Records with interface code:

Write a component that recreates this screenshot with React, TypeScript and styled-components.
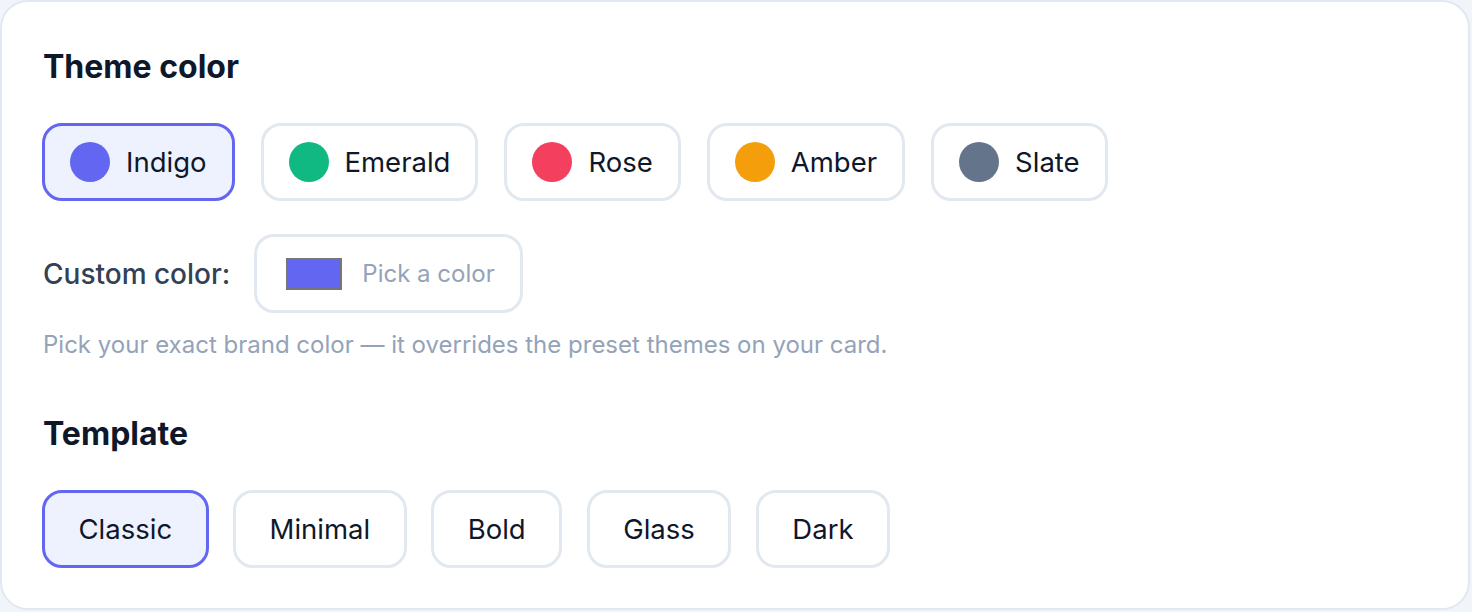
import React, { useState } from "react";
import styled, { createGlobalStyle } from "styled-components";

const GlobalStyle = createGlobalStyle`
    html, body {
        margin: 0;
        padding: 0;
        background: #f1f5f9;
    }
    body {
        font-family: Inter, "Noto Sans", "Liberation Sans", sans-serif;
        -webkit-font-smoothing: antialiased;
    }
    * {
        box-sizing: border-box;
    }
`;

const Card = styled.div`
    width: 1470px;
    height: 610px;
    background: #ffffff;
    border: 2px solid #e2e8f0;
    border-radius: 28px;
    padding: 45px 40px 0;
    display: flex;
    flex-direction: column;
`;

const Heading = styled.h2<{ $top?: number }>`
    margin: ${(p) => p.$top ?? 0}px 0 0 1px;
    font-size: 32px;
    line-height: 40px;
    font-weight: 700;
    color: #0f172a;
`;

const OptionRow = styled.div<{ $top: number; $gap: number }>`
    display: flex;
    gap: ${(p) => p.$gap}px;
    margin-top: ${(p) => p.$top}px;
`;

const Pill = styled.button<{ $active: boolean; $padX: number }>`
    height: 78px;
    display: flex;
    align-items: center;
    gap: 16px;
    padding: 0 ${(p) => p.$padX}px;
    border: 3px solid ${(p) => (p.$active ? "#6366f1" : "#e2e8f0")};
    border-radius: 20px;
    background: ${(p) => (p.$active ? "#eef2ff" : "#ffffff")};
    font-family: inherit;
    font-size: 27.5px;
    font-weight: 400;
    color: #0f172a;
    cursor: pointer;
`;

const Dot = styled.span<{ $color: string }>`
    width: 40px;
    height: 40px;
    border-radius: 50%;
    background: ${(p) => p.$color};
    flex-shrink: 0;
`;

const CustomRow = styled.div`
    display: flex;
    align-items: center;
    gap: 24px;
    margin-top: 33px;
    padding-left: 1px;
`;

const Label = styled.span`
    font-size: 28px;
    font-weight: 500;
    color: #334155;
`;

const PickerBox = styled.label`
    height: 79px;
    display: flex;
    align-items: center;
    gap: 20px;
    padding: 0 25px 0 29px;
    border: 3px solid #e2e8f0;
    border-radius: 20px;
    background: #ffffff;
    cursor: pointer;
`;

const Swatch = styled.span<{ $color: string }>`
    width: 56px;
    height: 32px;
    border: 2px solid #767676;
    background: ${(p) => p.$color};
`;

const PickerText = styled.span`
    font-size: 24px;
    color: #94a3b8;
`;

const Hint = styled.p`
    margin: 16px 0 0 1px;
    font-size: 24px;
    line-height: 32px;
    color: #94a3b8;
`;

const themes = [
    { name: "Indigo", color: "#6366f1" },
    { name: "Emerald", color: "#10b981" },
    { name: "Rose", color: "#f43f5e" },
    { name: "Amber", color: "#f59e0b" },
    { name: "Slate", color: "#64748b" },
];

const templates = ["Classic", "Minimal", "Bold", "Glass", "Dark"];

export default function App(): JSX.Element {
    const [theme, setTheme] = useState("Indigo");
    const [template, setTemplate] = useState("Classic");

    return (
        <>
            <GlobalStyle />
            <Card>
                <Heading>Theme color</Heading>
                <OptionRow $top={36} $gap={26}>
                    {themes.map((t) => (
                        <Pill
                            key={t.name}
                            $active={theme === t.name}
                            $padX={25}
                            onClick={() => setTheme(t.name)}
                        >
                            <Dot $color={t.color} />
                            {t.name}
                        </Pill>
                    ))}
                </OptionRow>
                <CustomRow>
                    <Label>Custom color:</Label>
                    <PickerBox>
                        <Swatch $color="#6366f1" />
                        <PickerText>Pick a color</PickerText>
                    </PickerBox>
                </CustomRow>
                <Hint>Pick your exact brand color — it overrides the preset themes on your card.</Hint>
                <Heading $top={53}>Template</Heading>
                <OptionRow $top={36} $gap={24.5}>
                    {templates.map((t) => (
                        <Pill
                            key={t}
                            $active={template === t}
                            $padX={33.5}
                            onClick={() => setTemplate(t)}
                        >
                            {t}
                        </Pill>
                    ))}
                </OptionRow>
            </Card>
        </>
    );
}
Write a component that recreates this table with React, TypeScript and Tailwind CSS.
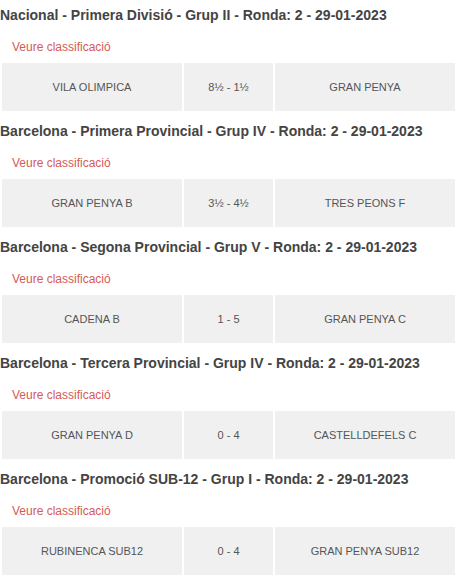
const matches = [
  {
    title: "Nacional - Primera Divisió - Grup II - Ronda: 2 - 29-01-2023",
    home: "VILA OLIMPICA",
    score: "8½ - 1½",
    away: "GRAN PENYA",
  },
  {
    title: "Barcelona - Primera Provincial - Grup IV - Ronda: 2 - 29-01-2023",
    home: "GRAN PENYA B",
    score: "3½ - 4½",
    away: "TRES PEONS F",
  },
  {
    title: "Barcelona - Segona Provincial - Grup V - Ronda: 2 - 29-01-2023",
    home: "CADENA B",
    score: "1 - 5",
    away: "GRAN PENYA C",
  },
  {
    title: "Barcelona - Tercera Provincial - Grup IV - Ronda: 2 - 29-01-2023",
    home: "GRAN PENYA D",
    score: "0 - 4",
    away: "CASTELLDEFELS C",
  },
  {
    title: "Barcelona - Promoció SUB-12 - Grup I - Ronda: 2 - 29-01-2023",
    home: "RUBINENCA SUB12",
    score: "0 - 4",
    away: "GRAN PENYA SUB12",
  },
];

type MatchProps = {
  title: string;
  home: string;
  score: string;
  away: string;
};

const MatchBlock = ({ title, home, score, away }: MatchProps) => {
  return (
    <div className="flex flex-col mb-[5px]">
      <h3 className="h-[30px] flex items-center text-[14px] font-bold text-[#444] whitespace-nowrap">
        {title}
      </h3>
      <div className="h-[33px] flex items-center pl-[12px]">
        <a href="#" className="text-[12px] text-[#d65a57]">
          Veure classificació
        </a>
      </div>
      <div className="flex h-[48px] gap-[2px] pl-[2px] text-[11px] text-[#555]">
        <div className="w-[180px] bg-[#f0f0f0] flex items-center justify-center">{home}</div>
        <div className="w-[89px] bg-[#f0f0f0] flex items-center justify-center">{score}</div>
        <div className="flex-1 bg-[#f0f0f0] flex items-center justify-center">{away}</div>
      </div>
    </div>
  );
};

export default function App() {
  return (
    <div className="w-[455px] bg-white font-['Liberation_Sans',Arial,sans-serif]">
      {matches.map((m) => (
        <MatchBlock key={m.title} {...m} />
      ))}
    </div>
  );
}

Aim:
Using the records above, retype everything exactly except the pictures.

Result of this exercise:
Write a component that recreates this screenshot with React, TypeScript and styled-components.
import React, { useState } from "react";
import styled, { createGlobalStyle } from "styled-components";

const GlobalStyle = createGlobalStyle`
    html, body {
        margin: 0;
        padding: 0;
        background: #f1f5f9;
    }
    body {
        font-family: Inter, "Noto Sans", "Liberation Sans", sans-serif;
        -webkit-font-smoothing: antialiased;
    }
    * {
        box-sizing: border-box;
    }
`;

const Card = styled.div`
    width: 1470px;
    height: 610px;
    background: #ffffff;
    border: 2px solid #e2e8f0;
    border-radius: 28px;
    padding: 45px 40px 0;
    display: flex;
    flex-direction: column;
`;

const Heading = styled.h2<{ $top?: number }>`
    margin: ${(p) => p.$top ?? 0}px 0 0 1px;
    font-size: 32px;
    line-height: 40px;
    font-weight: 700;
    color: #0f172a;
`;

const OptionRow = styled.div<{ $top: number; $gap: number }>`
    display: flex;
    gap: ${(p) => p.$gap}px;
    margin-top: ${(p) => p.$top}px;
`;

const Pill = styled.button<{ $active: boolean; $padX: number }>`
    height: 78px;
    display: flex;
    align-items: center;
    gap: 16px;
    padding: 0 ${(p) => p.$padX}px;
    border: 3px solid ${(p) => (p.$active ? "#6366f1" : "#e2e8f0")};
    border-radius: 20px;
    background: ${(p) => (p.$active ? "#eef2ff" : "#ffffff")};
    font-family: inherit;
    font-size: 27.5px;
    font-weight: 400;
    color: #0f172a;
    cursor: pointer;
`;

const Dot = styled.span<{ $color: string }>`
    width: 40px;
    height: 40px;
    border-radius: 50%;
    background: ${(p) => p.$color};
    flex-shrink: 0;
`;

const CustomRow = styled.div`
    display: flex;
    align-items: center;
    gap: 24px;
    margin-top: 33px;
    padding-left: 1px;
`;

const Label = styled.span`
    font-size: 28px;
    font-weight: 500;
    color: #334155;
`;

const PickerBox = styled.label`
    height: 79px;
    display: flex;
    align-items: center;
    gap: 20px;
    padding: 0 25px 0 29px;
    border: 3px solid #e2e8f0;
    border-radius: 20px;
    background: #ffffff;
    cursor: pointer;
`;

const Swatch = styled.span<{ $color: string }>`
    width: 56px;
    height: 32px;
    border: 2px solid #767676;
    background: ${(p) => p.$color};
`;

const PickerText = styled.span`
    font-size: 24px;
    color: #94a3b8;
`;

const Hint = styled.p`
    margin: 16px 0 0 1px;
    font-size: 24px;
    line-height: 32px;
    color: #94a3b8;
`;

const themes = [
    { name: "Indigo", color: "#6366f1" },
    { name: "Emerald", color: "#10b981" },
    { name: "Rose", color: "#f43f5e" },
    { name: "Amber", color: "#f59e0b" },
    { name: "Slate", color: "#64748b" },
];

const templates = ["Classic", "Minimal", "Bold", "Glass", "Dark"];

export default function App(): JSX.Element {
    const [theme, setTheme] = useState("Indigo");
    const [template, setTemplate] = useState("Classic");

    return (
        <>
            <GlobalStyle />
            <Card>
                <Heading>Theme color</Heading>
                <OptionRow $top={36} $gap={26}>
                    {themes.map((t) => (
                        <Pill
                            key={t.name}
                            $active={theme === t.name}
                            $padX={25}
                            onClick={() => setTheme(t.name)}
                        >
                            <Dot $color={t.color} />
                            {t.name}
                        </Pill>
                    ))}
                </OptionRow>
                <CustomRow>
                    <Label>Custom color:</Label>
                    <PickerBox>
                        <Swatch $color="#6366f1" />
                        <PickerText>Pick a color</PickerText>
                    </PickerBox>
                </CustomRow>
                <Hint>Pick your exact brand color — it overrides the preset themes on your card.</Hint>
                <Heading $top={53}>Template</Heading>
                <OptionRow $top={36} $gap={24.5}>
                    {templates.map((t) => (
                        <Pill
                            key={t}
                            $active={template === t}
                            $padX={33.5}
                            onClick={() => setTemplate(t)}
                        >
                            {t}
                        </Pill>
                    ))}
                </OptionRow>
            </Card>
        </>
    );
}
Write a component that recreates this table with React, TypeScript and Tailwind CSS.
const matches = [
  {
    title: "Nacional - Primera Divisió - Grup II - Ronda: 2 - 29-01-2023",
    home: "VILA OLIMPICA",
    score: "8½ - 1½",
    away: "GRAN PENYA",
  },
  {
    title: "Barcelona - Primera Provincial - Grup IV - Ronda: 2 - 29-01-2023",
    home: "GRAN PENYA B",
    score: "3½ - 4½",
    away: "TRES PEONS F",
  },
  {
    title: "Barcelona - Segona Provincial - Grup V - Ronda: 2 - 29-01-2023",
    home: "CADENA B",
    score: "1 - 5",
    away: "GRAN PENYA C",
  },
  {
    title: "Barcelona - Tercera Provincial - Grup IV - Ronda: 2 - 29-01-2023",
    home: "GRAN PENYA D",
    score: "0 - 4",
    away: "CASTELLDEFELS C",
  },
  {
    title: "Barcelona - Promoció SUB-12 - Grup I - Ronda: 2 - 29-01-2023",
    home: "RUBINENCA SUB12",
    score: "0 - 4",
    away: "GRAN PENYA SUB12",
  },
];

type MatchProps = {
  title: string;
  home: string;
  score: string;
  away: string;
};

const MatchBlock = ({ title, home, score, away }: MatchProps) => {
  return (
    <div className="flex flex-col mb-[5px]">
      <h3 className="h-[30px] flex items-center text-[14px] font-bold text-[#444] whitespace-nowrap">
        {title}
      </h3>
      <div className="h-[33px] flex items-center pl-[12px]">
        <a href="#" className="text-[12px] text-[#d65a57]">
          Veure classificació
        </a>
      </div>
      <div className="flex h-[48px] gap-[2px] pl-[2px] text-[11px] text-[#555]">
        <div className="w-[180px] bg-[#f0f0f0] flex items-center justify-center">{home}</div>
        <div className="w-[89px] bg-[#f0f0f0] flex items-center justify-center">{score}</div>
        <div className="flex-1 bg-[#f0f0f0] flex items-center justify-center">{away}</div>
      </div>
    </div>
  );
};

export default function App() {
  return (
    <div className="w-[455px] bg-white font-['Liberation_Sans',Arial,sans-serif]">
      {matches.map((m) => (
        <MatchBlock key={m.title} {...m} />
      ))}
    </div>
  );
}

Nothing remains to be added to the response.